Some selections are excellent, and the anthology offers valuable lessons for writers in all media. But it also disappoints, for several reasons. Athough the preface boasts about the "highest level of journalistic excellence" and the "sheer excellence of the writing," the writing in general proves unmemorable, particularly given the dramatic topics. One piece, for example, claims to offer a sex offender's first-person view of how community-notification laws haunt those on parole. But the piece, penned under a pseudonym, is insipid and lacks depth or surprise.
Most irritating are the stories dominated by self-referential self-indulgence. A selection by Cecilia Balli at Texas Monthly begins as a promising investigation of the unsolved rapes and murders of 17 women in Juárez, Mexico. But when Balli has a creepy encounter with a man on a Mexico street (could he be the murderer?!), the focus turns inward. "You'll never guess what happened to me," Balli tells friends "in a shaky voice." From there the article centers on Balli's feelings ("I was crying not for myself, but for the women of Juárez"), all but blotting out the larger topic.
Even more disconcerting is Robert Draper's GQ article pursuing the long-lasting trauma of fraternity members' humiliating assault on a freshman boy a quarter century ago. In a ghastly passage, he refers to himself as "the intruder" in recounting his conversation with a rape victim.
One article, however, uses personal references in a fascinating and relevant way. In "A Miscarriage of Justice" from The Atlantic Monthly, Robert F. Kennedy Jr. combines lawyerly analysis with personal insight to argue that Michael Skakel, his first cousin, was wrongly convicted of a 1975 murder. Given his pedigree, Kennedy's piece could have been crassly self-serving. Instead, he sticks to the evidence and pokes troublesome holes in the case.
Kennedy's story reinforces the central lesson reporters can take from this anthology: the value of time and access.
Magazine reporters enjoy more research time than their newspaper cousins. They also benefit when sources, who declined to talk when their story was hot, open up as time goes by. Several writers here use documents such as coroners' reports and trial transcripts to supply detail. They turn firsthand access to victims and criminals into riveting reading.

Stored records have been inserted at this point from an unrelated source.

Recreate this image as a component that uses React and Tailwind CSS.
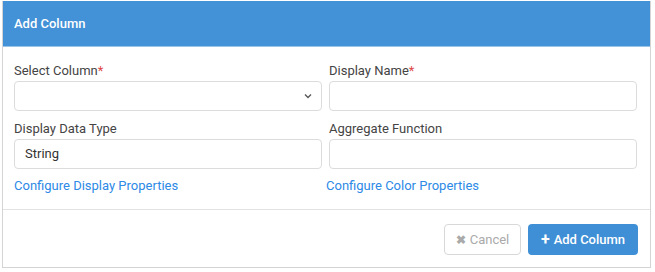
import React from "react";

const Label = ({ children, required }) => (
	<div className="h-[18px] leading-[18px] text-[13px] text-[#444] mb-[1px]">
		{children}
		{required && <span className="text-[#e04848]">*</span>}
	</div>
);

const Field = ({ children }) => (
	<div className="h-[30px] w-full rounded-[4px] border border-[#dcdcdc] bg-white flex items-center px-[10px] text-[13px] text-[#333]">
		{children}
	</div>
);

export default function App() {
	return (
		<div
			className="w-[655px] h-[272px] bg-white pl-[2px] pt-[1px]"
			style={{ fontFamily: "Roboto, 'Liberation Sans', sans-serif" }}
		>
			<div className="w-[649px] h-[267px] border-x border-b border-[#d4d4d4] flex flex-col">
				<div className="h-[46px] bg-[#4391d6] border-b border-[#9cc4e8] flex items-center pl-[11px] text-white text-[13px] font-medium">
					Add Column
				</div>
				<div className="pl-[11px] pt-[15px] grid grid-cols-[308px_308px] gap-x-[7px]">
					<div>
						<Label required>Select Column</Label>
						<Field>
							<div className="flex-1" />
							<svg width="10" height="10" viewBox="0 0 10 10" className="mr-[-2px]">
								<path d="M2 3.5 L5 6.5 L8 3.5" fill="none" stroke="#555" strokeWidth="1.3" />
							</svg>
						</Field>
					</div>
					<div>
						<Label required>Display Name</Label>
						<Field />
					</div>
					<div className="mt-[9px]">
						<Label>Display Data Type</Label>
						<Field>String</Field>
					</div>
					<div className="mt-[9px]">
						<Label>Aggregate Function</Label>
						<Field />
					</div>
					<div className="mt-[8px] h-[18px] leading-[18px] text-[13px] text-[#2d8ae6]">
						Configure Display Properties
					</div>
					<div className="mt-[8px] h-[18px] leading-[18px] text-[13px] text-[#2d8ae6] -ml-[3px]">
						Configure Color Properties
					</div>
				</div>
				<div className="mt-[14px] border-t border-[#e2e2e2] flex-1 flex justify-end items-start pt-[14px] pr-[12px] gap-[7px]">
					<div className="h-[31px] w-[77px] rounded-[4px] border border-[#d8d8d8] flex items-center justify-center gap-[4px] text-[13px] text-[#aaa]">
						<span className="text-[12px] font-bold">✖</span>
						Cancel
					</div>
					<div className="h-[31px] w-[110px] rounded-[4px] bg-[#3f8fd6] flex items-center justify-center gap-[4px] text-[13px] text-white font-medium">
						<span className="text-[16px] font-bold leading-none">+</span>
						Add Column
					</div>
				</div>
			</div>
		</div>
	);
}
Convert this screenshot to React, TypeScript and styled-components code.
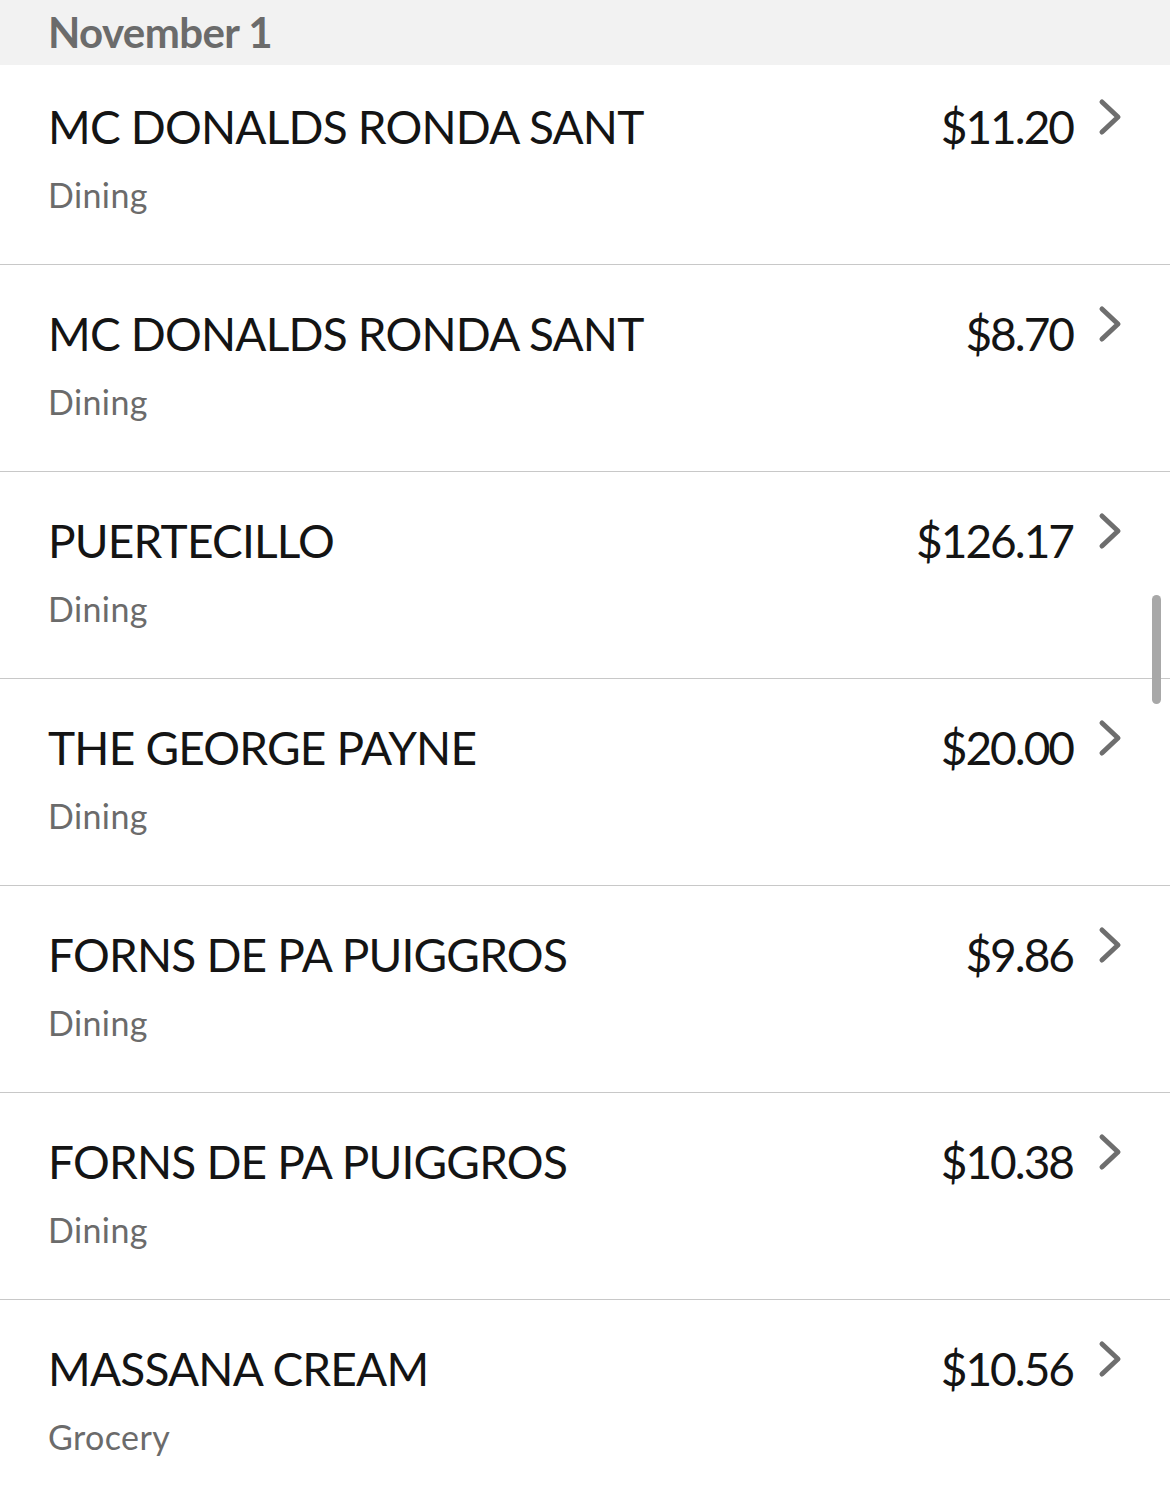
import React from 'react';
import styled, { createGlobalStyle } from 'styled-components';

const GlobalStyle = createGlobalStyle`
  html, body {
    margin: 0;
    padding: 0;
    background: #ffffff;
  }
  body {
    font-family: Lato, "Open Sans", sans-serif;
    -webkit-font-smoothing: antialiased;
  }
`;

const Screen = styled.div`
  position: relative;
  width: 1170px;
  height: 1503px;
  overflow: hidden;
  background: #ffffff;
`;

const DateHeader = styled.div`
  position: relative;
  z-index: 1;
  height: 65px;
  background: #f2f2f2;
  padding-left: 48px;
  box-sizing: border-box;
  font-size: 42px;
  font-weight: 700;
  letter-spacing: -0.6px;
  color: #6b6b6b;
  display: flex;
  align-items: flex-end;
`;

const HeaderLabel = styled.span`
  display: block;
  line-height: 1;
  margin-bottom: 12px;
`;

const List = styled.div`
  margin-top: -7px;
`;

const Row = styled.div`
  display: grid;
  grid-template-columns: 1fr auto auto;
  column-gap: 25px;
  padding: 41px 48px 49px 48px;
  border-bottom: 1px solid #c8c8c8;
`;

const Info = styled.div`
  display: flex;
  flex-direction: column;
  min-width: 0;
`;

const Merchant = styled.div`
  font-size: 46px;
  line-height: 56px;
  letter-spacing: -0.8px;
  color: #141414;
  white-space: nowrap;
`;

const Category = styled.div`
  margin-top: 20px;
  font-size: 34px;
  line-height: 40px;
  letter-spacing: 0.4px;
  color: #6b6b6b;
`;

const Amount = styled.div`
  font-size: 46px;
  line-height: 56px;
  letter-spacing: -2px;
  color: #141414;
  text-align: right;
`;

const Chevron = styled.svg`
  display: block;
  margin-top: -1px;
  width: 24px;
  height: 38px;
`;

const ScrollThumb = styled.div`
  position: absolute;
  top: 595px;
  right: 9px;
  width: 9px;
  height: 109px;
  border-radius: 5px;
  background: #a8a8a8;
  z-index: 2;
`;

interface Transaction {
  merchant: string;
  category: string;
  amount: string;
}

const transactions: Transaction[] = [
  { merchant: 'MC DONALDS RONDA SANT', category: 'Dining', amount: '$11.20' },
  { merchant: 'MC DONALDS RONDA SANT', category: 'Dining', amount: '$8.70' },
  { merchant: 'PUERTECILLO', category: 'Dining', amount: '$126.17' },
  { merchant: 'THE GEORGE PAYNE', category: 'Dining', amount: '$20.00' },
  { merchant: 'FORNS DE PA PUIGGROS', category: 'Dining', amount: '$9.86' },
  { merchant: 'FORNS DE PA PUIGGROS', category: 'Dining', amount: '$10.38' },
  { merchant: 'MASSANA CREAM', category: 'Grocery', amount: '$10.56' }
];

const ChevronIcon = () => (
  <Chevron viewBox="0 0 24 38">
    <path
      d="M4 4 L20 19 L4 34"
      fill="none"
      stroke="#6e6e6e"
      strokeWidth="5"
      strokeLinecap="round"
      strokeLinejoin="round"
    />
  </Chevron>
);

export default function App() {
  return (
    <Screen>
      <GlobalStyle />
      <DateHeader>
        <HeaderLabel>November 1</HeaderLabel>
      </DateHeader>
      <List>
        {transactions.map((t, i) => (
          <Row key={i}>
            <Info>
              <Merchant>{t.merchant}</Merchant>
              <Category>{t.category}</Category>
            </Info>
            <Amount>{t.amount}</Amount>
            <ChevronIcon />
          </Row>
        ))}
      </List>
      <ScrollThumb />
    </Screen>
  );
}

Clara Bingham, writing in Vanity Fair, tracks down nine Air Force Academy cadets raped by fellow students and produces an infuriating indictment of how officials mishandled their cases. David Grann, in The New Yorker, offers a rollicking interview with an 83-year-old bank robber and 18-time jail-escapee, the most quotable codger imaginable, who among other things managed to build a kayak to flee from San Quentin.
Perhaps the most chilling piece, by Jon Krakauer in GQ, has a murderer telling, in grisly step-by-step detail, how he followed what he considered to be God's direction to slice the throat of his brother's wife.

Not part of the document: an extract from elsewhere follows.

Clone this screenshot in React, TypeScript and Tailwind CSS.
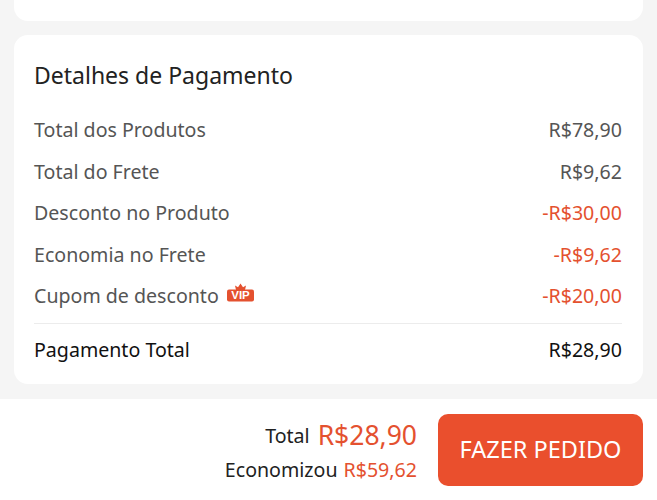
import React from 'react';

const rows = [
  { label: 'Total dos Produtos', value: 'R$78,90' },
  { label: 'Total do Frete', value: 'R$9,62' },
  { label: 'Desconto no Produto', value: '-R$30,00', discount: true },
  { label: 'Economia no Frete', value: '-R$9,62', discount: true },
  { label: 'Cupom de desconto', value: '-R$20,00', discount: true, vip: true },
];

const VipBadge = () => (
  <svg width="27" height="20" viewBox="0 0 27 20" className="ml-[8px] -mt-[5px]">
    <path d="M9 7 L8 2.5 L11 4.2 L13.5 0.5 L16 4.2 L19 2.5 L18 7 Z" fill="#e4512f" />
    <rect x="0" y="6.5" width="27" height="12" rx="2" fill="#e4512f" />
    <text x="13.5" y="16.4" textAnchor="middle" fontSize="11.5" fontWeight="700" fill="#fff" fontFamily="'Liberation Sans', sans-serif">VIP</text>
  </svg>
);

export default function App() {
  return (
    <div className="w-[657px] h-[500px] overflow-hidden flex flex-col bg-[#f5f5f5] font-['Noto_Sans',sans-serif]">
      <div className="flex-1 flex flex-col gap-[14px] px-[14px]">
        {/* previous card, cut off at the top */}
        <div className="h-[21px] bg-white rounded-b-[14px]" />

        <div className="h-[349px] bg-white rounded-[14px] pl-[20px] pr-[21px] pt-[23px]">
          <h2 className="text-[23px] leading-[34px] text-[#222]">Detalhes de Pagamento</h2>

          <div className="mt-[17px] flex flex-col">
            {rows.map(row => (
              <div key={row.label} className="h-[41.5px] flex items-center justify-between text-[19.6px] text-[#555]">
                <span className="flex items-center">
                  {row.label}
                  {row.vip && <VipBadge />}
                </span>
                <span className={row.discount ? 'text-[#e4512f]' : ''}>{row.value}</span>
              </div>
            ))}
          </div>

          <div className="mt-[6px] border-t border-[#ececec] h-[53px] flex items-center justify-between text-[19.6px] text-[#111]">
            <span>Pagamento Total</span>
            <span>R$28,90</span>
          </div>
        </div>
      </div>

      {/* bottom bar */}
      <div className="h-[101px] bg-white flex items-start justify-end pt-[15px] pr-[14px]">
        <div className="flex flex-col items-end mr-[21px]">
          <div className="flex items-center h-[43px] text-[#222]">
            <span className="text-[19.6px]">Total</span>
            <span className="ml-[8px] text-[26.5px] text-[#e4512f]">R$28,90</span>
          </div>
          <div className="flex items-center h-[25px] text-[19.6px] text-[#222]">
            <span>Economizou</span>
            <span className="ml-[6px] text-[#e4512f]">R$59,62</span>
          </div>
        </div>
        <button className="w-[205px] h-[72px] rounded-[10px] bg-[#ea4f2d] text-white text-[23.5px]">FAZER PEDIDO</button>
      </div>
    </div>
  );
}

Less sensational but equally captivating is James Fallows' Atlantic Monthly re-evaluation of the September 2000 shooting of a 12-year-old Palestinian boy, a scene broadcast to an appalled world. Fallows' careful analysis of the evidence concludes, surprisingly, that "the boy cannot have died in the way reported by most of the world's media..he was not shot by the Israeli soldiers."
Also stunning in its timeliness is Mark Bowden's Atlantic Monthly examination of the ethics and effectiveness of torturing terrorists. Bowden's controversial conclusion is that raw torture seldom works but a darkly defined "coercion" often does. "It should be banned but also quietly practiced," he offers.
So this anthology contains some pieces you can't put down and some excesses you can't overlook. When the story, not the writer, drives the work, it shines.